This decklist has been designed with the specific purpose of being able to meet both of the objectives set out at the beginning.  Now I’ll walk you through some goldfishes.

Goldfish One

Gemstone Mine
Mishra's Workshop
Sol Ring
Smokestack
Sphere of Resistence
Vampiric Tutor
Null Rod

 ?

The possible turn one plays are:

1) Vampiric Tutor
2) Null Rod
3) 2Sphere
4) Stack

When playing Stax, there are a number of considerations that you want to keep in mind regardless of what your opponent is playing or what your opponent has done.  The first consideration is efficiency.  You want to make plays that maximize your ability to lock down the game as quickly as possible.  Thus, your mana constraints will figure prominently in your decision making process.   The simple way to think about this is to ask the question: how can I empty my hand as quickly as possible? 

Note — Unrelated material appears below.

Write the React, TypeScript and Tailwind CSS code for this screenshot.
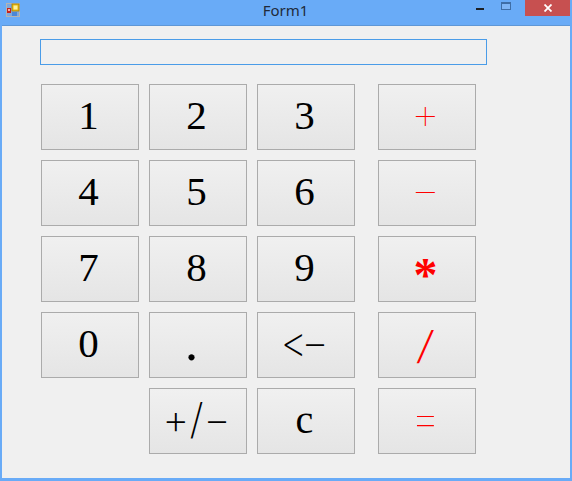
import React from 'react';

const keyClass =
  "w-[98px] h-[66px] flex items-center justify-center border border-[#ababab] bg-gradient-to-b from-[#f0f0f0] to-[#e5e5e5] leading-none text-black";
const opClass =
  "w-[98px] h-[66px] flex items-center justify-center border border-[#ababab] bg-gradient-to-b from-[#f0f0f0] to-[#e5e5e5] leading-none text-[#ff0000]";
const serif = "font-['Liberation_Serif',serif]";
const inter = "font-['Inter',sans-serif]";

const AppIcon = () => (
  <svg width="14" height="14" viewBox="0 0 14 14" className="shrink-0">
    <rect x="0.5" y="0.5" width="13" height="13" fill="#7fa9dc" stroke="#b4b4b4" />
    <rect x="6" y="1" width="7" height="7" fill="#e9b90f" stroke="#a87f00" strokeWidth="0.8" />
    <rect x="7.5" y="2.5" width="4" height="4" fill="#fff09a" />
    <rect x="1" y="5" width="4" height="5" fill="#c8201a" />
    <rect x="2" y="6" width="2" height="2" fill="#f4b0a8" />
    <rect x="6" y="9" width="5" height="4" fill="#4a86d8" />
  </svg>
);

export default function App() {
  const digits = ['1', '2', '3', '4', '5', '6', '7', '8', '9', '0'];

  return (
    <div className="w-[572px] h-[481px] flex flex-col bg-[#69abf7] overflow-hidden font-['Liberation_Sans',sans-serif]">
      <div className="h-[25px] flex items-start shrink-0">
        <div className="ml-[6px] mt-[3px]">
          <AppIcon />
        </div>
        <div className="flex-1 text-center text-[15px] leading-[20px] text-[#1f2a3a] font-['Noto_Sans',sans-serif] pl-[76px]">
          Form1
        </div>
        <div className="w-[10px] flex justify-center mt-[8px]">
          <div className="w-[8px] h-[2px] bg-[#1c2026]" />
        </div>
        <div className="ml-[16px] mt-[2px] w-[10px] h-[8px] border border-[#3f6ea6] border-t-2 bg-[#7fb5f5]" />
        <div className="ml-[14px] w-[45px] h-[16px] bg-[#c75050] flex items-center justify-center">
          <svg width="8" height="8" viewBox="0 0 8 8">
            <path d="M0.5 0.5L7.5 7.5M7.5 0.5L0.5 7.5" stroke="#fff" strokeWidth="1.8" />
          </svg>
        </div>
        <div className="w-[2px]" />
      </div>

      <div className="flex-1 mx-[2px] mb-[3px] border-t border-[#5f97d6] bg-[#f0f0f0] pt-[13px] pl-[38px] flex flex-col">
        <div className="w-[447px] h-[26px] border border-[#4a9ce8] bg-[#f0f0f0]" />
        <div className="flex mt-[19px] ml-[1px] gap-[23px]">
          <div className="grid grid-cols-[98px_98px_98px] gap-[10px]">
            {digits.map((d) => (
              <button key={d} className={`${keyClass} ${serif} text-[41px] pr-[3px] pb-[3px]`}>{d}</button>
            ))}
            <button className={`${keyClass} ${serif} text-[52px] pr-[13px] pb-[4px]`}>.</button>
            <button className={`${keyClass} ${inter} font-extralight text-[42px] tracking-[-6px] pr-[9px] pb-[6px]`}>&lt;−</button>
            <div />
            <button className={`${keyClass} ${inter} font-extralight text-[42px] pr-[3px] pb-[4px]`}>+/−</button>
            <button className={`${keyClass} ${serif} text-[40px] pr-[3px] pb-[2px]`}>c</button>
          </div>
          <div className="flex flex-col gap-[10px]">
            <button className={`${opClass} ${inter} font-thin text-[46px] pr-[3px] pb-[8px]`}>+</button>
            <button className={`${opClass} ${inter} font-thin text-[46px] pr-[3px] pb-[8px]`}>−</button>
            <button className={`${opClass} ${serif} text-[48px] font-bold pr-[3px] pt-[12px]`}>*</button>
            <button className={`${opClass} ${inter} font-light text-[38px] pr-[3px]`}>
              <span className="inline-block skew-x-[-10deg]">/</span>
            </button>
            <button className={`${opClass} ${inter} font-thin text-[50px] pr-[3px] pb-[8px]`}>=</button>
          </div>
        </div>
      </div>
    </div>
  );
}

In this hand you can play both turn one Null Rod and Sphere of Resistance followed by a turn two Smokestack and turn three Vampiric Tutor for Crucible of Worlds.

The most efficient play is turn one Smokestack and turn two Vampiric Tutor, Null Rod, and Sphere of Resistance.  However, this illustrates the fact that efficiency can’t be our sole consideration. 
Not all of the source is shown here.